------ Source material

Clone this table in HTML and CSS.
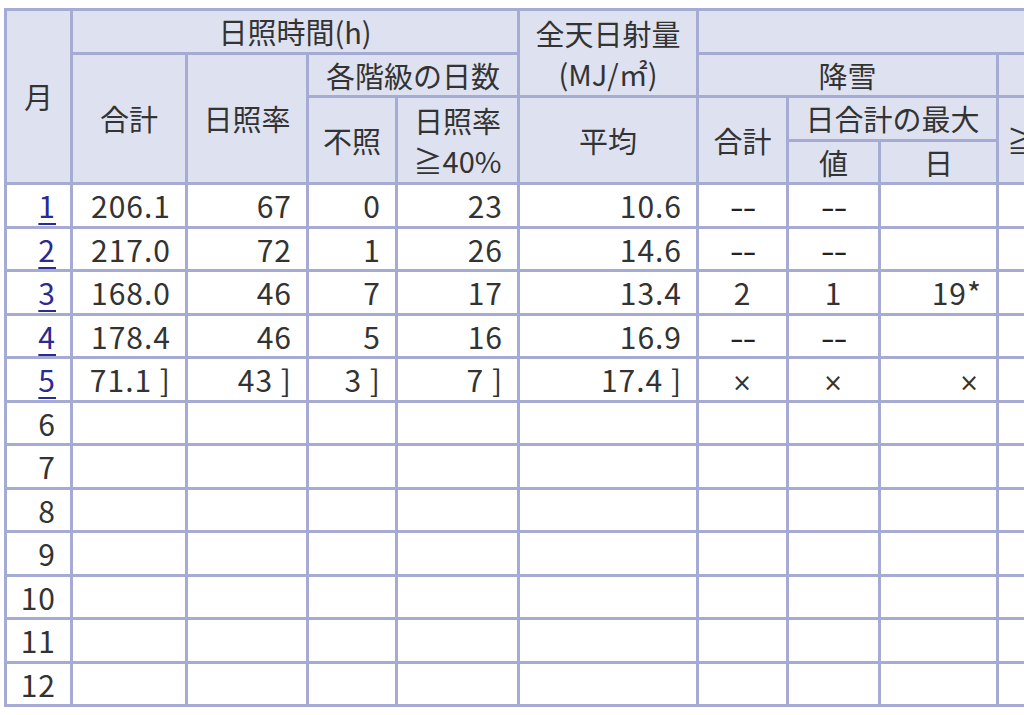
FILE: index.html
```html
<!DOCTYPE html>
<html lang="ja">
<head>
<meta charset="utf-8">
<title>日照・日射・雪</title>
<link rel="stylesheet" href="styles.css">
</head>
<body>
<table class="data">
  <colgroup>
    <col class="c-month">
    <col class="c-sum">
    <col class="c-rate">
    <col class="c-none">
    <col class="c-40">
    <col class="c-rad">
    <col class="c-snow">
    <col class="c-val">
    <col class="c-day">
    <col class="c-more">
  </colgroup>
  <thead>
    <tr>
      <th rowspan="4">月</th>
      <th colspan="4">日照時間(h)</th>
      <th rowspan="2">全天日射量<br>(MJ/㎡)</th>
      <th colspan="4"></th>
    </tr>
    <tr>
      <th rowspan="3">合計</th>
      <th rowspan="3">日照率</th>
      <th colspan="2">各階級の日数</th>
      <th colspan="3">降雪</th>
      <th></th>
    </tr>
    <tr>
      <th rowspan="2">不照</th>
      <th rowspan="2">日照率<br>≧40%</th>
      <th rowspan="2">平均</th>
      <th rowspan="2">合計</th>
      <th colspan="2">日合計の最大</th>
      <th rowspan="2" class="more">≧</th>
    </tr>
    <tr>
      <th>値</th>
      <th>日</th>
    </tr>
  </thead>
  <tbody>
    <tr><td><a href="#">1</a></td><td>206.1</td><td>67</td><td>0</td><td>23</td><td>10.6</td><td class="c"><span class="dash">--</span></td><td class="c"><span class="dash">--</span></td><td></td><td></td></tr>
    <tr><td><a href="#">2</a></td><td>217.0</td><td>72</td><td>1</td><td>26</td><td>14.6</td><td class="c"><span class="dash">--</span></td><td class="c"><span class="dash">--</span></td><td></td><td></td></tr>
    <tr><td><a href="#">3</a></td><td>168.0</td><td>46</td><td>7</td><td>17</td><td>13.4</td><td class="c">2</td><td class="c">1</td><td>19*</td><td></td></tr>
    <tr><td><a href="#">4</a></td><td>178.4</td><td>46</td><td>5</td><td>16</td><td>16.9</td><td class="c"><span class="dash">--</span></td><td class="c"><span class="dash">--</span></td><td></td><td></td></tr>
    <tr><td><a href="#">5</a></td><td>71.1 ]</td><td>43 ]</td><td>3 ]</td><td>7 ]</td><td>17.4 ]</td><td class="c"><span class="cross">×</span></td><td class="c"><span class="cross">×</span></td><td class="x"><span class="cross">×</span></td><td></td></tr>
    <tr><td>6</td><td></td><td></td><td></td><td></td><td></td><td></td><td></td><td></td><td></td></tr>
    <tr><td>7</td><td></td><td></td><td></td><td></td><td></td><td></td><td></td><td></td><td></td></tr>
    <tr><td>8</td><td></td><td></td><td></td><td></td><td></td><td></td><td></td><td></td><td></td></tr>
    <tr><td>9</td><td></td><td></td><td></td><td></td><td></td><td></td><td></td><td></td><td></td></tr>
    <tr><td>10</td><td></td><td></td><td></td><td></td><td></td><td></td><td></td><td></td><td></td></tr>
    <tr><td>11</td><td></td><td></td><td></td><td></td><td></td><td></td><td></td><td></td><td></td></tr>
    <tr><td>12</td><td></td><td></td><td></td><td></td><td></td><td></td><td></td><td></td><td></td></tr>
  </tbody>
</table>
</body>
</html>
```

FILE: styles.css
```css
html, body {
  margin: 0;
  padding: 0;
  background: #ffffff;
  overflow: hidden;
}

body {
  padding: 8px 0 0 4px;
  font-family: "Noto Sans CJK JP", "Noto Sans", sans-serif;
  color: #333333;
}

.data {
  border-collapse: collapse;
  table-layout: fixed;
  width: 1122px;
}

.c-month { width: 66px; }
.c-sum { width: 115px; }
.c-rate { width: 121px; }
.c-none { width: 89px; }
.c-40 { width: 122px; }
.c-rad { width: 179px; }
.c-snow { width: 90px; }
.c-val { width: 92px; }
.c-day { width: 118px; }
.c-more { width: 130px; }

.data th,
.data td {
  border: 3px solid #a5abd3;
  height: 40.5px;
  padding: 0;
  white-space: nowrap;
  overflow: hidden;
  vertical-align: middle;
}

.data th {
  background: #dee2f0;
  font-weight: normal;
  font-size: 29px;
  line-height: 40.5px;
  text-align: center;
}

.data th.more {
  text-align: left;
  padding-left: 8px;
}

.data td {
  background: #ffffff;
  font-size: 30px;
  line-height: 30px;
  letter-spacing: 1px;
  text-align: right;
  padding-right: 14px;
}

.data td.c {
  text-align: center;
  padding-right: 0;
}

.data td.x {
  padding-right: 16px;
}

.dash {
  display: inline-block;
  font-family: "DejaVu Sans", sans-serif;
  letter-spacing: -1px;
  font-size: 26px;
  line-height: 1;
  color: #222222;
  transform: scaleX(1.5);
}

.cross {
  font-family: "DejaVu Sans", sans-serif;
  font-size: 24px;
  line-height: 1;
}

.data a {
  color: #2a2a90;
  text-decoration: underline;
  text-decoration-thickness: 2px;
  text-underline-offset: 5px;
}
```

------------

What is needed
Show the lines that mention the word "table".

Reply to the exercise
Clone this table in HTML and CSS.
<table class="data">
</table>
  table-layout: fixed;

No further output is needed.